South Africa has, from today, entered a new era of data privacy, as the Protection of Personal Information Act (POPIA) finally comes into play.
Following a one-year grace period to comply with POPIA, from 1 July, organisations that do not meet the conditions prescribed by the legislation will now be held liable.
Previously, the enforcer of POPIA, the Information Regulator, did not have teeth to deal with violators of the data privacy law, which was passed in July last year.
The Act has set down firm frameworks that companies have to abide by to avoid fines, criminal persecution and potential reputation loss.
Breaching the rules and regulations outlined by this Act can have serious financial implications for the business – implications that can cost more than money, and have long-lasting consequences.
The Act makes provision for fines of up to R10 million and a jail sentence of up to 10 years, depending on the seriousness of the breach.
The purpose of the legislation is to ensure all South African institutions conduct themselves in a responsible manner when collecting, processing, storing and sharing another entity’s personal information, by holding them accountable should they abuse or compromise personal information in any way.
Since 2013, SA’s data protection law has been put into operation incrementally, with a number of sections of the Act having been implemented in April 2014.
John Giles, managing attorney at law firm Michalsons, says 1 July 2021 is a milestone in SA.
“For the protection of personal information, we move out of the grace period and into a world where the law [POPIA] is in full force. It is the start of the journey, not the end.
“For access to information, 1 July 2021 is the date the Information Regulator takes over the oversight of the Promotion of Access to Information Act (PAIA) in South Africa.”

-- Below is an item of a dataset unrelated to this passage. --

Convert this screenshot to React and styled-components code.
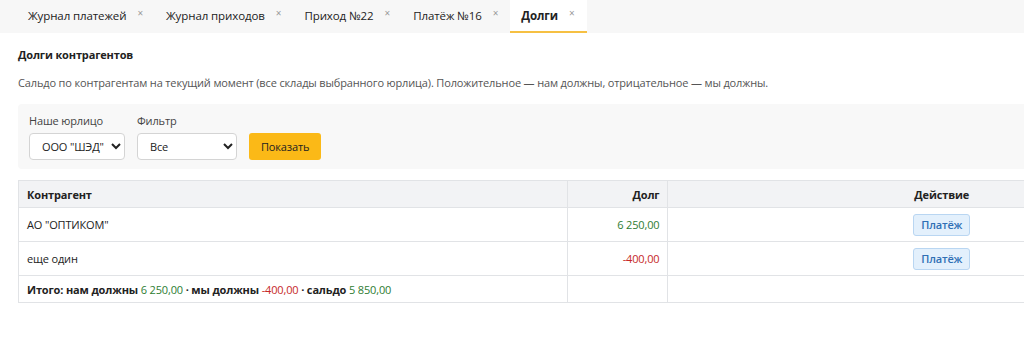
import React from "react";
import styled, { createGlobalStyle } from "styled-components";

const Global = createGlobalStyle`
  html, body { margin: 0; padding: 0; background: #fff; }
  body {
    font-family: "Open Sans", "Noto Sans", sans-serif;
    font-size: 11px;
    letter-spacing: -0.15px;
    color: #222;
  }
`;

const Page = styled.div`
  width: 100%;
  overflow: hidden;
`;

const TabBar = styled.div`
  display: flex;
  align-items: stretch;
  height: 33px;
  padding-left: 17px;
  background: #f7f7f7;
`;

const Tab = styled.div`
  display: flex;
  align-items: center;
  gap: 11px;
  padding: 0 12px 0 11px;
  font-size: 11.5px;
  letter-spacing: -0.1px;
  font-weight: ${(p) => (p.$active ? 700 : 400)};
  color: #222;
  background: ${(p) => (p.$active ? "#fff" : "transparent")};
  border-bottom: 2px solid ${(p) => (p.$active ? "#f6c043" : "transparent")};
  box-sizing: border-box;
`;

const Close = styled.span`
  font-size: 10px;
  font-weight: 400;
  color: #999;
  margin-top: -6px;
`;

const Content = styled.div`
  padding: 14px 18px 0 18px;
  width: 1198px;
`;

const Title = styled.h2`
  margin: 0;
  font-size: 11px;
  font-weight: 700;
  line-height: 16px;
  color: #222;
`;

const Desc = styled.p`
  margin: 12px 0 0;
  font-size: 11px;
  line-height: 16px;
  color: #555;
`;

const FilterPanel = styled.div`
  margin-top: 13px;
  background: #f8f8f8;
  border-radius: 4px;
  padding: 9px 11px 9px;
  display: flex;
  align-items: flex-end;
  gap: 12px;
`;

const Field = styled.div`
  display: flex;
  flex-direction: column;
  gap: 4px;
`;

const Label = styled.label`
  font-size: 11px;
  line-height: 16px;
  color: #444;
`;

const Select = styled.select`
  width: ${(p) => p.$w}px;
  height: 27px;
  font-family: inherit;
  font-size: 11px;
  letter-spacing: -0.15px;
  color: #222;
  background: #fff;
  border: 1px solid #d4d4d4;
  border-radius: 4px;
  padding: 0 4px 0 8px;
`;

const Button = styled.button`
  height: 27px;
  padding: 0 12px;
  font-family: inherit;
  font-size: 11px;
  letter-spacing: -0.15px;
  color: #222;
  background: #fbb917;
  border: none;
  border-radius: 3px;
`;

const Table = styled.table`
  margin-top: 11px;
  width: 1198px;
  border-collapse: collapse;
  font-size: 11px;
  color: #222;
`;

const Th = styled.th`
  background: #f2f3f5;
  border: 1px solid #e1e3e6;
  height: 27px;
  padding: 0 8px;
  font-weight: 700;
  text-align: ${(p) => p.$align || "left"};
  box-sizing: border-box;
`;

const Td = styled.td`
  border: 1px solid #e1e3e6;
  height: ${(p) => p.$h || 34}px;
  padding: 0 8px;
  text-align: ${(p) => p.$align || "left"};
  box-sizing: border-box;
  font-weight: ${(p) => (p.$bold ? 700 : 400)};
`;

const Amount = styled.span`
  font-weight: 400;
  color: ${(p) => (p.$neg ? "#c62828" : "#2e7d32")};
`;

const PayButton = styled.button`
  height: 22px;
  padding: 0 7px;
  font-family: inherit;
  font-size: 11px;
  letter-spacing: -0.15px;
  font-weight: 600;
  color: #2f6fb5;
  background: #e3f0fc;
  border: 1px solid #b9d6f2;
  border-radius: 3px;
`;

const tabs = [
  { t: "Журнал платежей" },
  { t: "Журнал приходов" },
  { t: "Приход №22" },
  { t: "Платёж №16" },
  { t: "Долги", active: true },
];

const rows = [
  { name: 'АО "ОПТИКОМ"', amount: "6 250,00", neg: false },
  { name: "еще один", amount: "-400,00", neg: true },
];

export default function App() {
  return (
    <Page>
      <Global />
      <TabBar>
        {tabs.map((x) => (
          <Tab key={x.t} $active={x.active}>
            {x.t}
            <Close>×</Close>
          </Tab>
        ))}
      </TabBar>
      <Content>
        <Title>Долги контрагентов</Title>
        <Desc>
          Сальдо по контрагентам на текущий момент (все склады выбранного юрлица). Положительное — нам должны, отрицательное — мы должны.
        </Desc>
        <FilterPanel>
          <Field>
            <Label>Наше юрлицо</Label>
            <Select $w={96} defaultValue="1">
              <option value="1">ООО "ШЭД"</option>
            </Select>
          </Field>
          <Field>
            <Label>Фильтр</Label>
            <Select $w={100} defaultValue="all">
              <option value="all">Все</option>
            </Select>
          </Field>
          <Button>Показать</Button>
        </FilterPanel>
        <Table>
          <colgroup>
            <col style={{ width: 549 }} />
            <col style={{ width: 101 }} />
            <col style={{ width: 548 }} />
          </colgroup>
          <thead>
            <tr>
              <Th>Контрагент</Th>
              <Th $align="right">Долг</Th>
              <Th $align="center">Действие</Th>
            </tr>
          </thead>
          <tbody>
            {rows.map((r) => (
              <tr key={r.name}>
                <Td>{r.name}</Td>
                <Td $align="right">
                  <Amount $neg={r.neg}>{r.amount}</Amount>
                </Td>
                <Td $align="center">
                  <PayButton>Платёж</PayButton>
                </Td>
              </tr>
            ))}
            <tr>
              <Td $bold $h={27}>
                Итого: нам должны <Amount>6 250,00</Amount> · мы должны{" "}
                <Amount $neg>-400,00</Amount> · сальдо <Amount>5 850,00</Amount>
              </Td>
              <Td $h={27} />
              <Td $h={27} />
            </tr>
          </tbody>
        </Table>
      </Content>
    </Page>
  );
}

Giles says PAIA has been in effect since 2002 but will now have a greater impact with a dedicated regulator to enforce it. The journey continues, he notes.
“We’re turning the tide on criminals who use people’s personal information to harm them. Criminals steal people’s identity so that they can steal their money and incur credit in their names. They use it to discriminate against people, control their behaviour and persuade them into doing things they shouldn’t do. They use it to infringe people’s privacy – a fundamental human right.”

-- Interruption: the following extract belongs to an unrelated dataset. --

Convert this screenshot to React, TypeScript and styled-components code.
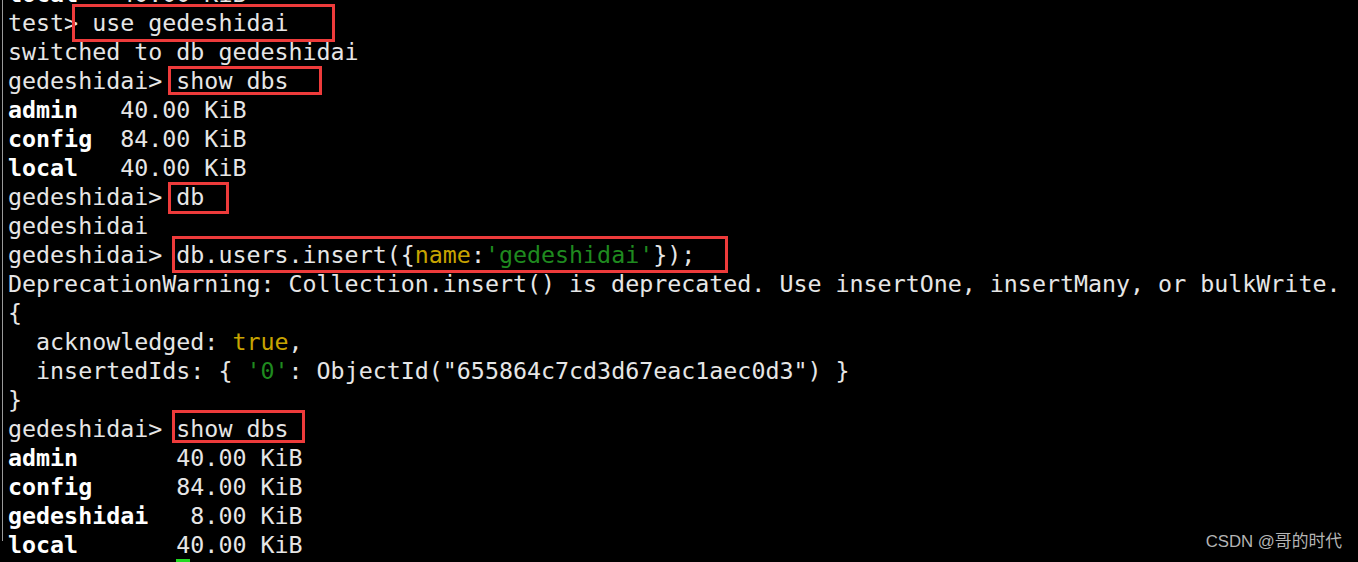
import React from "react";
import styled, { createGlobalStyle } from "styled-components";

const Global = createGlobalStyle`
  html, body {
    margin: 0;
    padding: 0;
    background: #000;
    overflow: hidden;
  }
  body {
    width: 1358px;
    height: 562px;
  }
`;

const Screen = styled.div`
  position: relative;
  width: 1358px;
  height: 562px;
  background: #000;
  overflow: hidden;
`;

const Frame = styled.div`
  margin-left: 2px;
  height: 100%;
  border-left: 1px solid #9a9a9a;
  padding-left: 5px;
`;

const Term = styled.pre`
  margin: -21px 0 0 0;
  font-family: "DejaVu Sans Mono", monospace;
  font-size: 23.3px;
  line-height: 29px;
  color: #e6e6e6;
  white-space: pre;
`;

const Line = styled.div`
  height: 29px;
`;

const B = styled.b`
  font-weight: bold;
  color: #ffffff;
`;

const Key = styled.span`
  color: #c8a400;
`;

const Str = styled.span`
  color: #1f8a1f;
`;

type Ext = { $l: number; $r: number; $t: number; $b: number };

const Marked = styled.span<Ext>`
  position: relative;
  display: inline-block;
  height: 29px;
  &::after {
    content: "";
    position: absolute;
    left: ${(p) => -p.$l}px;
    right: ${(p) => -p.$r}px;
    top: ${(p) => -p.$t}px;
    bottom: ${(p) => -p.$b}px;
    border: 3px solid #ee3b3b;
    pointer-events: none;
  }
`;

const Cursor = styled.span`
  display: inline-block;
  width: 14px;
  height: 29px;
  background: #22d822;
  vertical-align: top;
`;

const Watermark = styled.div`
  position: absolute;
  right: 16px;
  bottom: 10px;
  font-family: "Liberation Sans", "Noto Sans CJK SC", sans-serif;
  font-size: 16.8px;
  color: #b4b4b4;
`;

export default function App() {
  return (
    <Screen>
      <Global />
      <Frame>
        <Term>
          <Line><B>local</B>   40.00 KiB</Line>
          <Line>test&gt; <Marked $l={20} $r={46} $t={4} $b={5}>use gedeshidai</Marked></Line>
          <Line>switched to db gedeshidai</Line>
          <Line>gedeshidai&gt; <Marked $l={8} $r={33} $t={0} $b={0}>show dbs</Marked></Line>
          <Line><B>admin</B>   40.00 KiB</Line>
          <Line><B>config</B>  84.00 KiB</Line>
          <Line><B>local</B>   40.00 KiB</Line>
          <Line>gedeshidai&gt; <Marked $l={8} $r={25} $t={0} $b={3}>db</Marked></Line>
          <Line>gedeshidai</Line>
          <Line>gedeshidai&gt; <Marked $l={4} $r={33} $t={4} $b={4}>db.users.insert({"{"}<Key>name</Key>:<Str>'gedeshidai'</Str>{"}"});</Marked></Line>
          <Line>DeprecationWarning: Collection.insert() is deprecated. Use insertOne, insertMany, or bulkWrite.</Line>
          <Line>{"{"}</Line>
          <Line>  acknowledged: <Key>true</Key>,</Line>
          <Line>  insertedIds: {"{"} <Str>'0'</Str>: ObjectId("655864c7cd3d67eac1aec0d3") {"}"}</Line>
          <Line>{"}"}</Line>
          <Line>gedeshidai&gt; <Marked $l={4} $r={16} $t={4} $b={0}>show dbs</Marked></Line>
          <Line><B>admin</B>       40.00 KiB</Line>
          <Line><B>config</B>      84.00 KiB</Line>
          <Line><B>gedeshidai</B>   8.00 KiB</Line>
          <Line><B>local</B>       40.00 KiB</Line>
          <Line>            <Cursor /></Line>
        </Term>
      </Frame>
      <Watermark>CSDN @哥的时代</Watermark>
    </Screen>
  );
}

According to Giles, everyone has a duty to protect others from harm.
“We all need to play our part in protecting the personal information of others and thereby looking out for each other. Your customers, employees, suppliers, shareholders and directors are critical to you – look after them. Failing to do so is simply bad for business. Also, if you want to participate in the global data economy, you have to protect personal information.”
Lawful processing of information
Speaking on SABC last night, advocate Pansy Tlakula, chairperson of the Information Regulator, said the new law prescribes the lawful processing of information.
“So anyone who processes personal information will now fall within the ambit of the Act, as to comply with those conditions.”
According to Tlakula, those conditions “include anyone who is processing personal information for another, and they must get the consent of the owner of that personal information and they must use the personal information only for the purpose for which they collected it.
“They must collect minimal personal information – for instance, if you apply for a job, there are certain questions that you cannot be asked; like your sexual orientation, for instance – that will be over-processing. So only minimal information has to be collected.
“And if the information is going to be used for another purpose other than it was originally intended for, then the owner of the information must consent.”
She pointed out that most importantly, whoever collects personal information and processes it must ensure they maintain the integrity and the confidentiality of that information and they must keep it only for the period that they need it for.
“If you think that someone has your personal information without your consent, you can lodge a complaint with the information regulator, or you can put a request to the company that holds your information to confirm that they are holding your personal information and the sort of information that they will be holding. You can even ask them to delete that information.”
Tlakula noted the significance of the 1st of July is that the enforcement powers of the regulator are going to come into effect.
“Before the 1st of July, we could not provide remedies to those whose personal information was processed not according to the provisions of the law.”
Karl Blom, senior associate, and Prineil Padayachy, associate from Webber Wentzel, are of the view that most organisations are not fully prepared for the law; however, “we have seen that many organisations are committed to achieving compliance”.
They point out that POPIA compliance cannot be achieved overnight and there are many South African organisations that are still working towards achieving compliance.
“This is long journey and requires meticulous analysis and a substantial amount of work to ensure that an organisation is compliant with POPIA. It is important to note that compliance with POPIA is an ongoing process and organisations will need to ensure they continue to take steps to ensure they remain compliant with POPIA following 1 July 2021.”
Blom and Padayachy say while the one-year grace period may have been sufficient for most organisations to ensure compliance, ultimately, each company is different and many factors can impact the time needed to ensure compliance.
They explain that this includes, for example, the size of the firm, the nature of its business and processing activities, the complexity of its IT systems and the amount of data it processes.
“There is no shortcut for compliance and the consequences of non-compliance are severe, meaning organisations often require a fair amount of time in order to properly assess and implement measures necessary for POPIA compliance.
“Organisations that are non-compliant should take immediate steps to familiarise themselves with the requirements of POPIA and the impact on their organisations. We suggest that organisations focus on ‘easy wins’, whereby they work towards substantial compliance in the first instance and thereafter focus on more specific issues that take more time to resolve.”